[Goal]: Set down each line of the material that follows, exactly, with no pictures.

[Dataset content]:
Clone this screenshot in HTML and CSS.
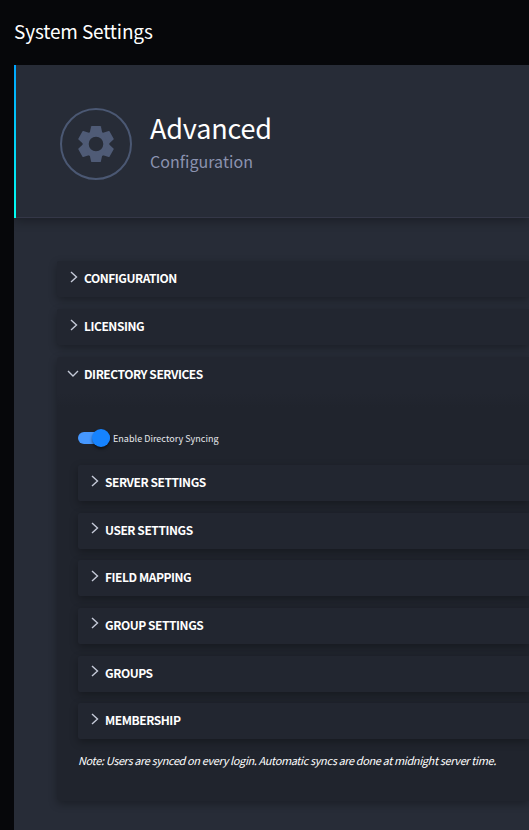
FILE: index.html
```html
<!DOCTYPE html>
<html lang="en">
<head>
<meta charset="utf-8">
<title>System Settings</title>
<link rel="stylesheet" href="styles.css">
</head>
<body>
<svg class="defs" aria-hidden="true">
  <symbol id="chevron" viewBox="0 0 8 12"><path d="M1 1l5.500 5-5.500 5"/></symbol>
  <symbol id="chevron-down" viewBox="0 0 12 8"><path d="M1 1l5 5 5-5"/></symbol>
</svg>
<h1 class="page-title"><span>System Settings</span></h1>
<main class="card">
  <header class="card-header">
    <div class="badge">
      <svg class="gear" viewBox="-18 -18 36 36">
        <circle class="gear-ring" r="10.300"/>
        <path id="tooth" d="M-6.300-11L-4.900-17.400Q-4.700-18-4.200-18H4.200Q4.700-18 4.900-17.400L6.300-11z"/>
        <use href="#tooth" transform="rotate(60)"/>
        <use href="#tooth" transform="rotate(120)"/>
        <use href="#tooth" transform="rotate(180)"/>
        <use href="#tooth" transform="rotate(240)"/>
        <use href="#tooth" transform="rotate(300)"/>
      </svg>
    </div>
    <div class="heading">
      <h2><span>Advanced</span></h2>
      <p><span>Configuration</span></p>
    </div>
  </header>
  <div class="panels">
    <section class="panel"><h3><svg class="chev"><use href="#chevron"/></svg><span>CONFIGURATION</span></h3></section>
    <section class="panel"><h3><svg class="chev"><use href="#chevron"/></svg><span>LICENSING</span></h3></section>
    <section class="panel open">
      <h3><svg class="chev down"><use href="#chevron-down"/></svg><span>DIRECTORY SERVICES</span></h3>
      <div class="content">
        <label class="toggle"><span class="track"><span class="knob"></span></span><span class="toggle-text">Enable Directory Syncing</span></label>
        <div class="subpanels">
          <section class="panel"><h3><svg class="chev"><use href="#chevron"/></svg><span>SERVER SETTINGS</span></h3></section>
          <section class="panel"><h3><svg class="chev"><use href="#chevron"/></svg><span>USER SETTINGS</span></h3></section>
          <section class="panel"><h3><svg class="chev"><use href="#chevron"/></svg><span>FIELD MAPPING</span></h3></section>
          <section class="panel"><h3><svg class="chev"><use href="#chevron"/></svg><span>GROUP SETTINGS</span></h3></section>
          <section class="panel"><h3><svg class="chev"><use href="#chevron"/></svg><span>GROUPS</span></h3></section>
          <section class="panel"><h3><svg class="chev"><use href="#chevron"/></svg><span>MEMBERSHIP</span></h3></section>
        </div>
        <p class="note">Note: Users are synced on every login. Automatic syncs are done at midnight server time.</p>
      </div>
    </section>
  </div>
</main>
</body>
</html>
```
FILE: styles.css
```css
* { box-sizing: border-box; }
html { background: #06070a; }
body {
  margin: 0;
  height: 830px;
  overflow: hidden;
  padding-left: 14px;
  color: #fff;
  font-family: "Noto Sans CJK JP", "Open Sans", sans-serif;
}
h1, h2, h3, p { margin: 0; font-weight: 400; white-space: nowrap; }
.defs { position: absolute; width: 0; height: 0; }
.page-title { height: 65px; line-height: 62px; font-size: 19px; letter-spacing: -.15px; }
.card { height: 765px; background: #272c37; }
.card-header {
  position: relative;
  display: flex;
  height: 153px;
  padding: 43px 0 0 46px;
  border-bottom: 1px solid #343747;
  box-shadow: 0 3px 10px rgba(0, 0, 0, .3);
  clip-path: inset(0 0 -20px 0);
}
.card-header::before {
  content: "";
  position: absolute;
  left: 0;
  top: 0;
  width: 2px;
  height: 153px;
  background: linear-gradient(#00a5ff, #00fff0);
}
.badge {
  display: flex;
  align-items: center;
  justify-content: center;
  width: 72px;
  height: 72px;
  border: 2px solid #4b5873;
  border-radius: 50%;
}
.gear { width: 36px; height: 36px; fill: #4f5b76; }
.gear-ring { fill: none; stroke: #4f5b76; stroke-width: 6; }
.heading { padding-left: 18px; }
.heading h2 { height: 41px; line-height: 40px; font-size: 27px; letter-spacing: -.15px; }
.heading p { height: 24px; line-height: 24px; font-size: 16px; letter-spacing: .04px; color: #8b93b0; }
.panels { display: grid; gap: 12px; padding: 43px 0 0 43px; }
.panel {
  height: 36px;
  background: #222630;
  border-radius: 2px 0 0 2px;
  box-shadow: 0 3px 8px rgba(0, 0, 0, .3);
}
.panel h3 {
  display: flex;
  height: 36px;
  padding-left: 12.500px;
  line-height: 34px;
  font-size: 12px;
  font-weight: 700;
  letter-spacing: -.45px;
}
.panel h3 span { margin-left: 6.500px; }
.chev {
  width: 8px;
  height: 12px;
  margin-top: 9.500px;
  fill: none;
  stroke: #c5cad8;
  stroke-width: 1.400;
}
.chev.down { width: 12px; height: 8px; margin: 12.500px -1.500px 0 -2.500px; }
.open { height: 444px; background: linear-gradient(#222630 36px, #20242d 50px); }
.content { padding: 35px 0 0 21px; }
.toggle { display: flex; align-items: center; height: 20px; }
.track {
  display: flex;
  align-items: center;
  justify-content: flex-end;
  width: 32px;
  height: 12px;
  border-radius: 6px;
  background: #4698ff;
}
.knob {
  flex: none;
  width: 18px;
  height: 18px;
  border-radius: 50%;
  background: #1683ff;
  box-shadow: 0 2px 3px rgba(0, 0, 0, .5);
}
.toggle-text { margin: 2px 0 0 3px; font-size: 9px; letter-spacing: .03px; line-height: 20px; color: #e6e8ec; white-space: nowrap; }
.subpanels { display: grid; gap: 11.670px; margin-top: 17px; }
.note { margin-top: 9px; line-height: 24px; font-size: 11px; font-style: italic; letter-spacing: -.395px; }
```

[Complete response]:
Clone this screenshot in HTML and CSS.
FILE: index.html
```html
<!DOCTYPE html>
<html lang="en">
<head>
<meta charset="utf-8">
<title>System Settings</title>
<link rel="stylesheet" href="styles.css">
</head>
<body>
<svg class="defs" aria-hidden="true">
  <symbol id="chevron" viewBox="0 0 8 12"><path d="M1 1l5.500 5-5.500 5"/></symbol>
  <symbol id="chevron-down" viewBox="0 0 12 8"><path d="M1 1l5 5 5-5"/></symbol>
</svg>
<h1 class="page-title"><span>System Settings</span></h1>
<main class="card">
  <header class="card-header">
    <div class="badge">
      <svg class="gear" viewBox="-18 -18 36 36">
        <circle class="gear-ring" r="10.300"/>
        <path id="tooth" d="M-6.300-11L-4.900-17.400Q-4.700-18-4.200-18H4.200Q4.700-18 4.900-17.400L6.300-11z"/>
        <use href="#tooth" transform="rotate(60)"/>
        <use href="#tooth" transform="rotate(120)"/>
        <use href="#tooth" transform="rotate(180)"/>
        <use href="#tooth" transform="rotate(240)"/>
        <use href="#tooth" transform="rotate(300)"/>
      </svg>
    </div>
    <div class="heading">
      <h2><span>Advanced</span></h2>
      <p><span>Configuration</span></p>
    </div>
  </header>
  <div class="panels">
    <section class="panel"><h3><svg class="chev"><use href="#chevron"/></svg><span>CONFIGURATION</span></h3></section>
    <section class="panel"><h3><svg class="chev"><use href="#chevron"/></svg><span>LICENSING</span></h3></section>
    <section class="panel open">
      <h3><svg class="chev down"><use href="#chevron-down"/></svg><span>DIRECTORY SERVICES</span></h3>
      <div class="content">
        <label class="toggle"><span class="track"><span class="knob"></span></span><span class="toggle-text">Enable Directory Syncing</span></label>
        <div class="subpanels">
          <section class="panel"><h3><svg class="chev"><use href="#chevron"/></svg><span>SERVER SETTINGS</span></h3></section>
          <section class="panel"><h3><svg class="chev"><use href="#chevron"/></svg><span>USER SETTINGS</span></h3></section>
          <section class="panel"><h3><svg class="chev"><use href="#chevron"/></svg><span>FIELD MAPPING</span></h3></section>
          <section class="panel"><h3><svg class="chev"><use href="#chevron"/></svg><span>GROUP SETTINGS</span></h3></section>
          <section class="panel"><h3><svg class="chev"><use href="#chevron"/></svg><span>GROUPS</span></h3></section>
          <section class="panel"><h3><svg class="chev"><use href="#chevron"/></svg><span>MEMBERSHIP</span></h3></section>
        </div>
        <p class="note">Note: Users are synced on every login. Automatic syncs are done at midnight server time.</p>
      </div>
    </section>
  </div>
</main>
</body>
</html>
```
FILE: styles.css
```css
* { box-sizing: border-box; }
html { background: #06070a; }
body {
  margin: 0;
  height: 830px;
  overflow: hidden;
  padding-left: 14px;
  color: #fff;
  font-family: "Noto Sans CJK JP", "Open Sans", sans-serif;
}
h1, h2, h3, p { margin: 0; font-weight: 400; white-space: nowrap; }
.defs { position: absolute; width: 0; height: 0; }
.page-title { height: 65px; line-height: 62px; font-size: 19px; letter-spacing: -.15px; }
.card { height: 765px; background: #272c37; }
.card-header {
  position: relative;
  display: flex;
  height: 153px;
  padding: 43px 0 0 46px;
  border-bottom: 1px solid #343747;
  box-shadow: 0 3px 10px rgba(0, 0, 0, .3);
  clip-path: inset(0 0 -20px 0);
}
.card-header::before {
  content: "";
  position: absolute;
  left: 0;
  top: 0;
  width: 2px;
  height: 153px;
  background: linear-gradient(#00a5ff, #00fff0);
}
.badge {
  display: flex;
  align-items: center;
  justify-content: center;
  width: 72px;
  height: 72px;
  border: 2px solid #4b5873;
  border-radius: 50%;
}
.gear { width: 36px; height: 36px; fill: #4f5b76; }
.gear-ring { fill: none; stroke: #4f5b76; stroke-width: 6; }
.heading { padding-left: 18px; }
.heading h2 { height: 41px; line-height: 40px; font-size: 27px; letter-spacing: -.15px; }
.heading p { height: 24px; line-height: 24px; font-size: 16px; letter-spacing: .04px; color: #8b93b0; }
.panels { display: grid; gap: 12px; padding: 43px 0 0 43px; }
.panel {
  height: 36px;
  background: #222630;
  border-radius: 2px 0 0 2px;
  box-shadow: 0 3px 8px rgba(0, 0, 0, .3);
}
.panel h3 {
  display: flex;
  height: 36px;
  padding-left: 12.500px;
  line-height: 34px;
  font-size: 12px;
  font-weight: 700;
  letter-spacing: -.45px;
}
.panel h3 span { margin-left: 6.500px; }
.chev {
  width: 8px;
  height: 12px;
  margin-top: 9.500px;
  fill: none;
  stroke: #c5cad8;
  stroke-width: 1.400;
}
.chev.down { width: 12px; height: 8px; margin: 12.500px -1.500px 0 -2.500px; }
.open { height: 444px; background: linear-gradient(#222630 36px, #20242d 50px); }
.content { padding: 35px 0 0 21px; }
.toggle { display: flex; align-items: center; height: 20px; }
.track {
  display: flex;
  align-items: center;
  justify-content: flex-end;
  width: 32px;
  height: 12px;
  border-radius: 6px;
  background: #4698ff;
}
.knob {
  flex: none;
  width: 18px;
  height: 18px;
  border-radius: 50%;
  background: #1683ff;
  box-shadow: 0 2px 3px rgba(0, 0, 0, .5);
}
.toggle-text { margin: 2px 0 0 3px; font-size: 9px; letter-spacing: .03px; line-height: 20px; color: #e6e8ec; white-space: nowrap; }
.subpanels { display: grid; gap: 11.670px; margin-top: 17px; }
.note { margin-top: 9px; line-height: 24px; font-size: 11px; font-style: italic; letter-spacing: -.395px; }
```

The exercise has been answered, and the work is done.